━━ Recorded information ━━
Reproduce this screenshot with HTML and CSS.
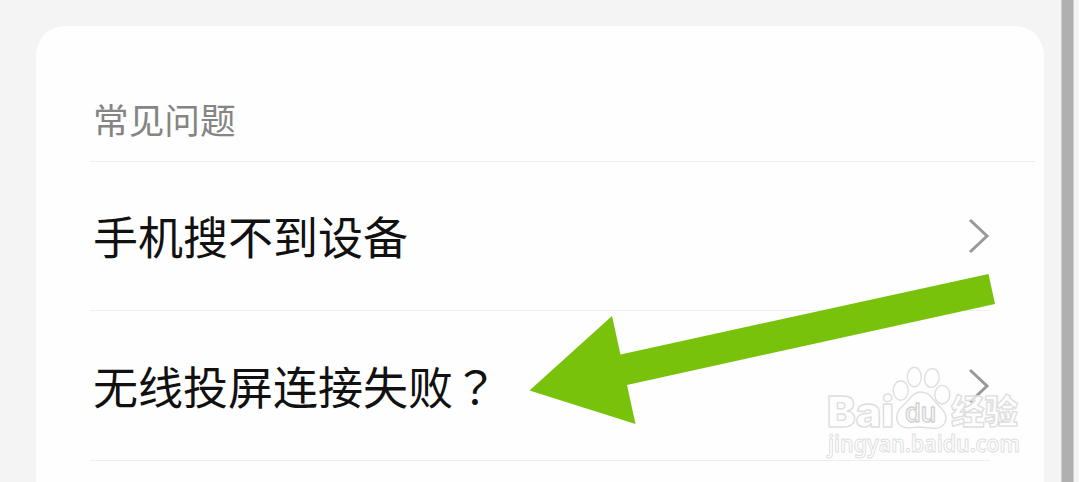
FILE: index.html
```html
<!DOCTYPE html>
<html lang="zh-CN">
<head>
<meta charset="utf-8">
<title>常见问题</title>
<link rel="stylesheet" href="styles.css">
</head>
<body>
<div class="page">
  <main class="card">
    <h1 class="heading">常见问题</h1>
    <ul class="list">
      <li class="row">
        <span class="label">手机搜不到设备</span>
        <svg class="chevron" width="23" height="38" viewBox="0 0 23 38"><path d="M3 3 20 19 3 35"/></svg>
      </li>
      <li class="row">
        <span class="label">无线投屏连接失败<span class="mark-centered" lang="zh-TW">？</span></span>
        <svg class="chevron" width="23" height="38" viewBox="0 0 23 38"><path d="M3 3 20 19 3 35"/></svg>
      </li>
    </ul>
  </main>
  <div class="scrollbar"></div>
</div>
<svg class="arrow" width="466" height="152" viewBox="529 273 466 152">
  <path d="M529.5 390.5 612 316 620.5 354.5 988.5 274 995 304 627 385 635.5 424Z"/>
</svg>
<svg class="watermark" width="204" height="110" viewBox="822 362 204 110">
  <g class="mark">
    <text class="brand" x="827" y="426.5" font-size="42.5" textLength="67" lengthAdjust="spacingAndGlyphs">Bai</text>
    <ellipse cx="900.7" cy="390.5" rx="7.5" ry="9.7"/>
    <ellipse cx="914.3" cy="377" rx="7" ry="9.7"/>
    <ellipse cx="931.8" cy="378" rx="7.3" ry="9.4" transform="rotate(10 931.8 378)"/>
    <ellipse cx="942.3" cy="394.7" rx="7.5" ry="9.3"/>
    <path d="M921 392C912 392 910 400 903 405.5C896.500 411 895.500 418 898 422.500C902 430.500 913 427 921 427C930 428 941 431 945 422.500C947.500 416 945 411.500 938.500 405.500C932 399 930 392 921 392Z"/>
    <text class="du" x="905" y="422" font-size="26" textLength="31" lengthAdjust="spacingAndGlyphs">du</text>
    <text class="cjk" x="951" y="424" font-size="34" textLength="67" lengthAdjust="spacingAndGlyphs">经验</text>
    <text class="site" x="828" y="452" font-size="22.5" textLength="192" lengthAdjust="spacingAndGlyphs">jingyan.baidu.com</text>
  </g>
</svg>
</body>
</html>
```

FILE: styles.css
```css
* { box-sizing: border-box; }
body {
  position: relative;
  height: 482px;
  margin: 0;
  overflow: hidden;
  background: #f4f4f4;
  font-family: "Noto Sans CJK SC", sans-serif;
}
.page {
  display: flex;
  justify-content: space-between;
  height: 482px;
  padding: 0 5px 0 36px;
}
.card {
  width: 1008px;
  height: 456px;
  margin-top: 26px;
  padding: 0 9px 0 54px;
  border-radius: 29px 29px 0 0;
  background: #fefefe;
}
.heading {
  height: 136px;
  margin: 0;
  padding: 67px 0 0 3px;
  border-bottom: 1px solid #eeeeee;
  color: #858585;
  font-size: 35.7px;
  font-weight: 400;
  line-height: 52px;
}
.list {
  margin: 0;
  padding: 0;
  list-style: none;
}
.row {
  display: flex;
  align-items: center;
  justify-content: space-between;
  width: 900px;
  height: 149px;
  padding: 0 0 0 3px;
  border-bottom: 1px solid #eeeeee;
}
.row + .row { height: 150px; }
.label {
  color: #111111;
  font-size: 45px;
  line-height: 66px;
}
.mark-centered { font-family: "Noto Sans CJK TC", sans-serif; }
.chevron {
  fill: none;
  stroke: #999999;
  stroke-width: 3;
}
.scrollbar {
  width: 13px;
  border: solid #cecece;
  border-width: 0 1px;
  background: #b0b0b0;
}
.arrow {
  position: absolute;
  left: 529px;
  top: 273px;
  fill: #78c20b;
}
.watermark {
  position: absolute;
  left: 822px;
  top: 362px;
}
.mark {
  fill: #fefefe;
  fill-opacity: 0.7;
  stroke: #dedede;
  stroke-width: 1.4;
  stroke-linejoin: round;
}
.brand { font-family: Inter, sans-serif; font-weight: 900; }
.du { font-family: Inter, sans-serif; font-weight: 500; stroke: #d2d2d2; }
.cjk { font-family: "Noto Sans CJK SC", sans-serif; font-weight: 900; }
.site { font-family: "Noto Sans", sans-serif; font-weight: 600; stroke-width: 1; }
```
━━━
Exercise objective
Copy out all of the material exactly as written, without its pictures.

Final answer
Reproduce this screenshot with HTML and CSS.
FILE: index.html
```html
<!DOCTYPE html>
<html lang="zh-CN">
<head>
<meta charset="utf-8">
<title>常见问题</title>
<link rel="stylesheet" href="styles.css">
</head>
<body>
<div class="page">
  <main class="card">
    <h1 class="heading">常见问题</h1>
    <ul class="list">
      <li class="row">
        <span class="label">手机搜不到设备</span>
        <svg class="chevron" width="23" height="38" viewBox="0 0 23 38"><path d="M3 3 20 19 3 35"/></svg>
      </li>
      <li class="row">
        <span class="label">无线投屏连接失败<span class="mark-centered" lang="zh-TW">？</span></span>
        <svg class="chevron" width="23" height="38" viewBox="0 0 23 38"><path d="M3 3 20 19 3 35"/></svg>
      </li>
    </ul>
  </main>
  <div class="scrollbar"></div>
</div>
<svg class="arrow" width="466" height="152" viewBox="529 273 466 152">
  <path d="M529.5 390.5 612 316 620.5 354.5 988.5 274 995 304 627 385 635.5 424Z"/>
</svg>
<svg class="watermark" width="204" height="110" viewBox="822 362 204 110">
  <g class="mark">
    <text class="brand" x="827" y="426.5" font-size="42.5" textLength="67" lengthAdjust="spacingAndGlyphs">Bai</text>
    <ellipse cx="900.7" cy="390.5" rx="7.5" ry="9.7"/>
    <ellipse cx="914.3" cy="377" rx="7" ry="9.7"/>
    <ellipse cx="931.8" cy="378" rx="7.3" ry="9.4" transform="rotate(10 931.8 378)"/>
    <ellipse cx="942.3" cy="394.7" rx="7.5" ry="9.3"/>
    <path d="M921 392C912 392 910 400 903 405.5C896.500 411 895.500 418 898 422.500C902 430.500 913 427 921 427C930 428 941 431 945 422.500C947.500 416 945 411.500 938.500 405.500C932 399 930 392 921 392Z"/>
    <text class="du" x="905" y="422" font-size="26" textLength="31" lengthAdjust="spacingAndGlyphs">du</text>
    <text class="cjk" x="951" y="424" font-size="34" textLength="67" lengthAdjust="spacingAndGlyphs">经验</text>
    <text class="site" x="828" y="452" font-size="22.5" textLength="192" lengthAdjust="spacingAndGlyphs">jingyan.baidu.com</text>
  </g>
</svg>
</body>
</html>
```

FILE: styles.css
```css
* { box-sizing: border-box; }
body {
  position: relative;
  height: 482px;
  margin: 0;
  overflow: hidden;
  background: #f4f4f4;
  font-family: "Noto Sans CJK SC", sans-serif;
}
.page {
  display: flex;
  justify-content: space-between;
  height: 482px;
  padding: 0 5px 0 36px;
}
.card {
  width: 1008px;
  height: 456px;
  margin-top: 26px;
  padding: 0 9px 0 54px;
  border-radius: 29px 29px 0 0;
  background: #fefefe;
}
.heading {
  height: 136px;
  margin: 0;
  padding: 67px 0 0 3px;
  border-bottom: 1px solid #eeeeee;
  color: #858585;
  font-size: 35.7px;
  font-weight: 400;
  line-height: 52px;
}
.list {
  margin: 0;
  padding: 0;
  list-style: none;
}
.row {
  display: flex;
  align-items: center;
  justify-content: space-between;
  width: 900px;
  height: 149px;
  padding: 0 0 0 3px;
  border-bottom: 1px solid #eeeeee;
}
.row + .row { height: 150px; }
.label {
  color: #111111;
  font-size: 45px;
  line-height: 66px;
}
.mark-centered { font-family: "Noto Sans CJK TC", sans-serif; }
.chevron {
  fill: none;
  stroke: #999999;
  stroke-width: 3;
}
.scrollbar {
  width: 13px;
  border: solid #cecece;
  border-width: 0 1px;
  background: #b0b0b0;
}
.arrow {
  position: absolute;
  left: 529px;
  top: 273px;
  fill: #78c20b;
}
.watermark {
  position: absolute;
  left: 822px;
  top: 362px;
}
.mark {
  fill: #fefefe;
  fill-opacity: 0.7;
  stroke: #dedede;
  stroke-width: 1.4;
  stroke-linejoin: round;
}
.brand { font-family: Inter, sans-serif; font-weight: 900; }
.du { font-family: Inter, sans-serif; font-weight: 500; stroke: #d2d2d2; }
.cjk { font-family: "Noto Sans CJK SC", sans-serif; font-weight: 900; }
.site { font-family: "Noto Sans", sans-serif; font-weight: 600; stroke-width: 1; }
```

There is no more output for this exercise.